EMINENT DOMAIN - NEBRASKA

Strode v. City of Ashland

Supreme Court of Nebraska - October 28, 2016 - 295 Neb. 44 - 886 N.W.2d 293

Husband and wife landowners brought action against city and county, alleging zoning regulation inverse condemnation and alleging that bridge load limit constituted a taking.

The District Court dismissed husband’s inverse condemnation claims as time barred, and granted summary judgment for city and county. Landowners appealed.

The Supreme Court of Nebraska held that:

In the context of a regulatory taking, a cause of action for inverse condemnation begins to accrue when the injured party has the right to institute and maintain a lawsuit due to a city’s infringement, or an attempt at infringement, of a landowner’s legal rights in the property.

At the latest, city’s letter to landowners providing notice of nonconforming use and the city’s intention to institute legal action if landowners did not conform their use began running of 10-year statute of limitations on cause of action for inverse condemnation, as city’s actions had an adverse economic impact on the landowners’ right to use the property in the commercial manner that they wished.

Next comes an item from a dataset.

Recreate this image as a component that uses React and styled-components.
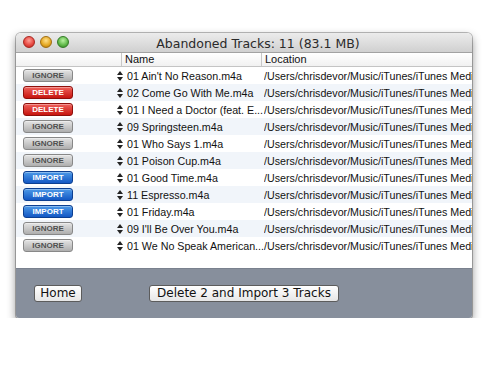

Statute of limitations on wife landowner’s separate claim for inverse condemnation began to run on date husband received letter from city providing notice of nonconforming use and the city’s intention to institute legal action if landowners did not conform their use, rather than any date on which wife received actual notice of land use ordinance affecting the property, as letter constituted an infringement or attempted infringement on wife’s right to use the property as she wished and gave rise to her right to institute and maintain a lawsuit.

Load limit on bridge to property did not constitute a “regulatory taking”; while load limit restricted landowner to using either semitrailer trucks that weighed less for access across the bridge or trucks of a limited height for access through railroad underpass, restriction was not an injury different in kind than injury to the general public, bridge limit did not decrease the economic value of the property, and bridge limit, which was posted prior to landowners’ purchase of the property, did not interfere with any reasonable investment-backed expectations.